Exclusive: Nato in talks to deploy more nuclear weapons

He then came out in support of Kyiv over its request to use Western weapons on targets inside Russia.

And now ahead of the next Nato summit, he has tabled proposals for the alliance to play a greater role in the West’s support for Ukraine.

About 99 per cent of the weapons deliveries to Kyiv are done so by Nato allies, he says.

His new Nato security assistance and training for Ukraine scheme – downgraded from the Mission to Ukraine because of German fears over Russian escalation – will have 700 Nato personnel stationed at its headquarters in Wiesbaden, Germany, take over the bulk of the coordination of aid from the Americans.

Mr Stoltenberg said, cautious not to mention the looming prospect of the election of Mr Trump: “This is a proposal which is about making the support for Ukraine more robust, more long term, more predictable, and that’s something which is important regardless of the outcome of the elections in the United States.

“We saw the gaps and delays this winter, where several allies were not able to deliver the support they had promised. We have to minimise the risk of something like that happening again.”
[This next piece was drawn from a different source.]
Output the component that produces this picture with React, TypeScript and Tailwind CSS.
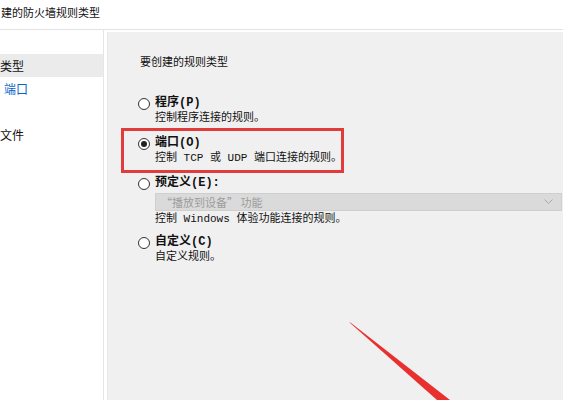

He added: “If we have a Nato support, security assistance and training effort combined with a long-term financial pledge, I think we will give a much stronger message to Moscow that President Putin cannot wait us out.”

But it is not just the US where support for Ukraine could be flipped on its head.

Last week, France’s Emmanuel Macron called snap elections after his party was defeated in the EU voting by far-Right leader Marine Le Pen, who has previously enjoyed close ties with Putin and called for closer relations between Nato and Moscow.

Mr Stoltenberg said: “I believe it is in the interest of all allies, including France and others, to keep Nato strong because we live in a more dangerous world.

“In a more dangerous world, it’s even more important that North America and Europe stand together.

“Then, of course, we are 32 democracies and it’s part of democracies that we have different parties, different views, different opinions, but experience over these decades is that despite all these differences, there has always been strong support for Nato.”

And in a call for them to continue arming Ukraine, he concluded: “I strongly believe that if Putin prevails in Ukraine, we will become more vulnerable, and then we will need to invest even more in our defence.”